There are many ways to map the properties above onto different concurrency models. Let’s do that while considering the concerns above.
- Executors (java.util.concurrent) – put your computations in Runnables or Callables and submit them to an ExecutorService that is backed by a thread pool. Express dependencies by using Futures or other techniques. Two problems here – first, executors generally assume that there is 1 queue and many threads which introduces the queue contention problem mentioned above. Also, it has no way for the work to be scheduled with knowledge of dependencies. It is possible to build that over the top of course, but it’s a lot of work orthogonal to your problem at hand. The queue+threads model can’t scale as is.
- Fork/join – create your computations as RecursiveTasks or RecursiveActions and submit them to a ForkJoinPool that is backed by a thread pool. Express dependencies directly using the RecursiveTask apis for fork, join, invoke, etc. Fork/join addresses both of the concerns I mention above. Instead of a single work queue, there is one work queue per thread. This means that at the head of the queue there is no contention – there is only 1 thread reading from it. Fork/join also addresses the dependency concern because it knows that one task is waiting for another to complete – the work/stealing algorithm inherently leverages these dependencies. I would urge you to watch Doug Lea’s talk from the JVM Language Summit 2010.
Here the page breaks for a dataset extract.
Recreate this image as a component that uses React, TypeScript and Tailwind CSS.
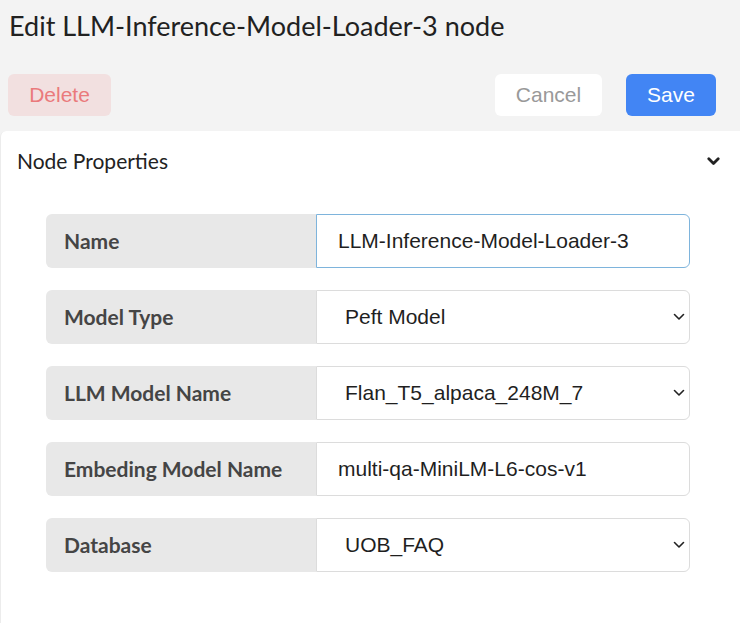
import React from "react";

const lato = { fontFamily: "Lato, 'Noto Sans', sans-serif" };
const arial = { fontFamily: "'Liberation Sans', Arial, sans-serif" };

type Field = { label: string; value: string; kind: "input" | "select"; focused?: boolean };

const fields: Field[] = [
  { label: "Name", value: "LLM-Inference-Model-Loader-3", kind: "input", focused: true },
  { label: "Model Type", value: "Peft Model", kind: "select" },
  { label: "LLM Model Name", value: "Flan_T5_alpaca_248M_7", kind: "select" },
  { label: "Embeding Model Name", value: "multi-qa-MiniLM-L6-cos-v1", kind: "input" },
  { label: "Database", value: "UOB_FAQ", kind: "select" },
];

function SelectChevron() {
  return (
    <svg width="12" height="8" viewBox="0 0 12 8" className="absolute right-[4px] top-1/2 -translate-y-1/2">
      <path d="M1.5 1.5 L6 6 L10.5 1.5" fill="none" stroke="#222" strokeWidth="1.6" strokeLinecap="round" strokeLinejoin="round" />
    </svg>
  );
}

function FieldRow({ field }: { field: Field }) {
  const border = field.focused ? "border-[#7eb4dc]" : "border-[#dcdcdc]";
  return (
    <div className="flex h-[54px]">
      <div
        className="flex w-[270px] items-center rounded-l-[6px] bg-[#e8e8e8] pl-[18px] text-[21px] font-bold text-[#454545]"
        style={lato}
      >
        {field.label}
      </div>
      <div className={`relative flex flex-1 items-center rounded-r-[6px] border bg-white ${border}`}>
        <span
          className={`text-[21px] text-[#1f1f1f] ${field.kind === "select" ? "pl-[28px]" : "pl-[21px]"}`}
          style={arial}
        >
          {field.value}
        </span>
        {field.kind === "select" && <SelectChevron />}
      </div>
    </div>
  );
}

export default function App() {
  return (
    <div className="flex h-[623px] w-[740px] flex-col overflow-hidden bg-[#f3f3f3]">
      <div className="px-[9px] pt-[8px]">
        <h1 className="text-[27px] leading-[36px] text-[#212121]" style={lato}>
          Edit LLM-Inference-Model-Loader-3 node
        </h1>
      </div>
      <div className="mt-[30px] flex items-center pl-[8px] pr-[24px]">
        <button
          className="h-[42px] w-[103px] rounded-[6px] bg-[#f2e0e0] text-[21px] text-[#ea7a7c]"
          style={arial}
        >
          Delete
        </button>
        <div className="flex-1" />
        <button
          className="h-[42px] w-[107px] rounded-[6px] bg-white text-[21px] text-[#999]"
          style={arial}
        >
          Cancel
        </button>
        <button
          className="ml-[24px] h-[42px] w-[90px] rounded-[6px] bg-[#4285f4] text-[21px] text-white"
          style={arial}
        >
          Save
        </button>
      </div>
      <div className="mt-[15px] flex-1 rounded-tl-[6px] border-l border-[#ececec] bg-white">
        <div className="flex h-[60px] items-center justify-between pl-[16px] pr-[20px]">
          <span className="text-[21px] text-[#222]" style={lato}>
            Node Properties
          </span>
          <svg width="13" height="9" viewBox="0 0 13 9">
            <path d="M1.8 1.8 L6.5 6.5 L11.2 1.8" fill="none" stroke="#222" strokeWidth="2.8" strokeLinecap="round" strokeLinejoin="round" />
          </svg>
        </div>
        <div className="ml-[45px] mt-[23px] flex w-[644px] flex-col gap-[22px]">
          {fields.map((f) => (
            <FieldRow key={f.label} field={f} />
          ))}
        </div>
      </div>
    </div>
  );
}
- Actors – express your computations as the run loop of an actor. Communicate between actors with messages – this makes the dependencies asynchronous AND somewhat invisible to whomever is scheduling actor invocations except by the arrival of messages in a mailbox. Every actor has a mailbox which effectively means there is one queue per-actor, which lets you decide in your problem how finely to cut it up. Something has to actually schedule the computations of the actors though – note that Scala actors are backed by … a fork/join pool. It seems to me that the actor model obscures the dependency information from fork/join – there is nothing captured at the underlying level when an actor has sent a message to another and is waiting for a response. That’s implicitly captured by having a message in one mailbox and nothing in the waiting actor, but it seems impossible to convey the higher-level dependency structure to the underlying scheduler.
- Continuations – to me, continuations are (at a high level) pretty similar to actors. They have the benefit that can presumably be paused from outside the computation, so an external scheduler might be able to timeslice work in and out in some better way, but it seems like there is a lot of machinery there that adds overhead.
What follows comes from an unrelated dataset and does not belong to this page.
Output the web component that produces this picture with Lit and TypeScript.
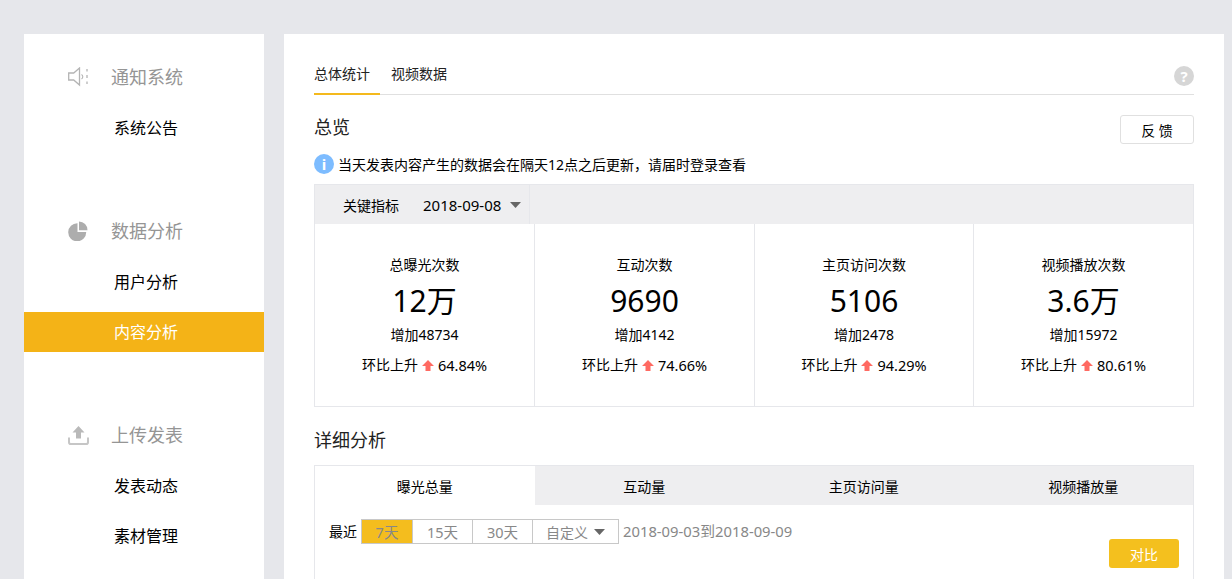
import { LitElement, html, css, svg } from "lit";
import { customElement } from "lit/decorators.js";

const caret = html`<svg class="caret" width="11" height="6" viewBox="0 0 11 6"><path d="M0 0h11L5.500 6z" fill="#666"/></svg>`;
const up = html`<svg class="up" width="12" height="11" viewBox="0 0 12 11"><path d="M6 0l6 6H8.500v5h-5V6H0z" fill="#ff6a62"/></svg>`;

const speaker = svg`<path d="M0.700 6h5L11.500 1v17L5.700 13h-5z" fill="none" stroke="#b4b4b4" stroke-width="1.300"/><path d="M13.500 7.500a2.600 2.600 0 0 1 0 4.500" fill="none" stroke="#b4b4b4" stroke-width="1.100"/><path d="M19 2v2.500M19 8v3M19 14.500v2.500" stroke="#b4b4b4" stroke-width="1.300"/>`;
const pie = svg`<path d="M9.500 2.300v8.700h8.700a9 9 0 1 1-8.700-8.700z" fill="#adadad"/><path d="M11 .5a8.500 8.500 0 0 1 8.500 8.700H11z" fill="#adadad"/>`;
const upload = svg`<path d="M10.500 1l6 6.500h-3.500v6h-5v-6H4.500z" fill="#b9b9b9"/><path d="M1 12.500v4.700a1.800 1.800 0 0 0 1.800 1.800h15.400a1.800 1.800 0 0 0 1.800-1.800v-4.700" fill="none" stroke="#c6c6c6" stroke-width="2"/>`;

const groups = [
  { icon: speaker, title: "通知系统", items: ["系统公告"] },
  { icon: pie, title: "数据分析", items: ["用户分析", "内容分析"] },
  { icon: upload, title: "上传发表", items: ["发表动态", "素材管理"] },
];
const stats = [
  { t: "总曝光次数", n: "12万", add: "增加48734", p: "64.84%" },
  { t: "互动次数", n: "9690", add: "增加4142", p: "74.66%" },
  { t: "主页访问次数", n: "5106", add: "增加2478", p: "94.29%" },
  { t: "视频播放次数", n: "3.6万", add: "增加15972", p: "80.61%" },
];

@customElement("app-root")
export class AppRoot extends LitElement {
  static styles = css`
    :host { display: block; height: 579px; overflow: hidden; background: #e6e7eb; color: #000;
      font-family: "Noto Sans", "Noto Sans CJK SC", sans-serif; font-size: 14px; }
    .page { display: flex; gap: 20px; padding: 34px 8px 0 24px; align-items: flex-start; }
    .side { width: 240px; height: 545px; background: #fff; padding-top: 18px; box-sizing: border-box; flex: none; }
    .group { margin-bottom: 54px; }
    .head { height: 50px; display: flex; align-items: center; padding: 0 0 2px 44px; box-sizing: border-box; font-size: 18px; color: #959595; }
    .head svg { width: 21px; height: 20px; margin: 1px 22px 0 0; flex: none; }
    .item { height: 50px; display: flex; align-items: center; padding-left: 90px; font-size: 16px; margin-top: 1px; margin-bottom: -1px; }
    .item span { display: block; width: 100%; margin-left: -90px; padding-left: 90px; height: 40px; line-height: 40px; }
    .item .on { background: #f4b317; color: #fff; }
    .main { flex: 1; height: 545px; background: #fff; padding: 0 30px; box-sizing: border-box; }
    .tabs { height: 61px; display: flex; align-items: flex-end; border-bottom: 1px solid #e0e0e0; position: relative; box-sizing: border-box; }
    .tab { height: 40px; line-height: 40px; margin-right: 11px; box-sizing: border-box; color: #222; font-size: 14px; }
    .tab.on { width: 66px; border-bottom: 2px solid #f4b91d; margin-bottom: -1px; height: 41px; }
    .help { margin-left: auto; width: 20px; height: 20px; border-radius: 50%; background: #d6d6d6; color: #fff; font-size: 15px; font-weight: 700;
      display: flex; align-items: center; justify-content: center; align-self: flex-start; margin-top: 32px; margin-right: 0; }
    .title-row { display: flex; justify-content: space-between; align-items: flex-start; margin-top: 20px; }
    h2 { margin: 0; font-size: 18px; font-weight: 400; line-height: 26px; color: #222; }
    .title-row h2 { margin-top: -1px; margin-bottom: 1px; }
    .fb { width: 74px; height: 29px; border: 1px solid #e0e0e0; border-radius: 3px; box-sizing: border-box; display: flex; align-items: center; justify-content: center; font-size: 14px; background: #fff; }
    .info { display: flex; align-items: center; gap: 4px; height: 20px; margin-top: 10px; font-size: 14px; }
    .dot { width: 20px; height: 20px; border-radius: 50%; background: #7dbcff; color: #fff; font-size: 15px; font-weight: 700; display: flex; align-items: center; justify-content: center; }
    .table { margin-top: 10px; border: 1px solid #e6e7eb; height: 223px; box-sizing: border-box; }
    .thead { height: 39px; background: #eeeef0; display: flex; }
    .key { width: 215px; border-right: 1px solid #e6e7eb; display: flex; align-items: center; padding-left: 28px; box-sizing: border-box; }
    .date { margin-left: 24px; font-size: 15px; margin-right: 9px; }
    .cells { display: grid; grid-template-columns: 219px 220px 219px 1fr; height: 182px; }
    .cell { border-left: 1px solid #e6e7eb; text-align: center; display: flex; flex-direction: column; align-items: center; padding-top: 31px; box-sizing: border-box; }
    .cell:first-child { border-left: 0; }
    .ct { font-size: 14px; height: 20px; line-height: 20px; }
    .num { font-size: 30px; height: 42px; line-height: 44px; margin-top: 4px; }
    .add { font-size: 14px; height: 20px; line-height: 20px; margin-top: 4px; }
    .rate { font-size: 14px; height: 20px; line-height: 20px; margin-top: 10px; display: flex; align-items: center; gap: 4px; }
    .pct { font-size: 14.500px; }
    .h-detail { margin-top: 20px; }
    .box { margin-top: 12px; border: 1px solid #e6e7eb; border-bottom: 0; height: 160px; box-sizing: border-box; }
    .dtabs { display: grid; grid-template-columns: repeat(4, 1fr); height: 39px; background: #eeeef0; }
    .dtabs div { display: flex; align-items: center; justify-content: center; font-size: 14px; }
    .dtabs .on { background: #fff; }
    .filter { display: flex; align-items: flex-start; padding: 14px 14px 0; }
    .lbl { line-height: 25px; margin-right: 4px; font-size: 14px; }
    .seg { display: flex; border: 1px solid #c8c8c8; height: 25px; box-sizing: border-box; color: #888; }
    .seg div { display: flex; align-items: center; justify-content: center; border-left: 1px solid #c8c8c8; box-sizing: border-box; gap: 6px; font-size: 14.500px; }
    .seg div:first-child { border-left: 0; background: #f4bd1e; width: 50px; }
    .seg .m { width: 60px; }
    .seg .c { width: 86px; font-size: 14px; }
    .range { color: #888; margin-left: 4px; line-height: 25px; font-size: 14.800px; }
    .cmp { margin-left: auto; margin-top: 20px; width: 70px; height: 29px; border-radius: 3px; background: #f4c01e; color: #fff; display: flex; align-items: center; justify-content: center; font-size: 14px; }
  `;

  render() {
    return html`<div class="page">
      <nav class="side">
        ${groups.map((g) => html`<div class="group">
          <div class="head"><svg viewBox="0 0 21 20">${g.icon}</svg>${g.title}</div>
          ${g.items.map((i) => html`<div class="item"><span class=${i === "内容分析" ? "on" : ""}>${i}</span></div>`)}
        </div>`)}
      </nav>
      <main class="main">
        <div class="tabs">
          <div class="tab on">总体统计</div><div class="tab">视频数据</div>
          <div class="help">?</div>
        </div>
        <div class="title-row"><h2>总览</h2><div class="fb">反 馈</div></div>
        <div class="info"><span class="dot">i</span>当天发表内容产生的数据会在隔天12点之后更新，请届时登录查看</div>
        <section class="table">
          <div class="thead"><div class="key">关键指标<span class="date">2018-09-08</span>${caret}</div></div>
          <div class="cells">
            ${stats.map((s) => html`<div class="cell">
              <div class="ct">${s.t}</div>
              <div class="num">${s.n}</div>
              <div class="add">${s.add}</div>
              <div class="rate">环比上升 ${up} <span class="pct">${s.p}</span></div>
            </div>`)}
          </div>
        </section>
        <h2 class="h-detail">详细分析</h2>
        <section class="box">
          <div class="dtabs"><div class="on">曝光总量</div><div>互动量</div><div>主页访问量</div><div>视频播放量</div></div>
          <div class="filter">
            <span class="lbl">最近</span>
            <div class="seg"><div>7天</div><div class="m">15天</div><div class="m">30天</div><div class="c">自定义 ${caret}</div></div>
            <span class="range">2018-09-03到2018-09-09</span>
            <div class="cmp">对比</div>
          </div>
        </section>
      </main>
    </div>`;
  }
}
- Data flow – data flow is a very intriguing model because it lets you explicitly model the data dependencies between tasks. GPars probably has the most interesting implementation of it that I know of. There are a few other variants written for Clojure (that relies on the underlying agent framework) and Scala (that relies on the underlying actor infrastructure). Because those rely on underlying frameworks, I’m pretty sure they don’t optimally leverage the dependency information inherent in data flow tasks. I’d love to see a framework that was optimized to leverage that dependency info though.
- Clojure – Clojure actually has a bunch of different things that work in concert so it’s hard for me to describe it as any one model. Most state is immutable and persistent via structural sharing. When you want to mutate state, there are a variety of features (refs, atoms, agents) that let you choose whether state changes should happen synchronously or asynchronously, and whether they should or should not be coordinated with others. Clojure has STM which allows you to synchronize multiple state changes in a well-ordered way. MVCC lets you see a consistent view during the change (again leveraging the persistent data structures) and transactions are retried in the case of conflict. Reads are always available, again due to the data structures. Clojure agents are backed ultimately by an executor pool (one that is internal and you have no control over). There is work ongoing in Clojure to create a set of functions over sequences (filter, map, etc) that is backed by parallel execution against a fork/join pool and I think that shows great promise to provide easy benefits for a different kind of problem (where you are working with large chunks of data).
The app I’m working on is in Clojure but for now I am focusing on building a prototype system that uses fork/join directly as I do not want to introduce the queue contention inherent in the underlying executor pool. However, I’d really like to express my problem in ways that are more similar to the data flow paradigm. If someone was to marry the two, I think that would be a beautiful thing. Heck, I might even take a stab at it eventually.
If you have any thoughts on this, I’d love to hear them….they are merely a snapshot of my current thinking.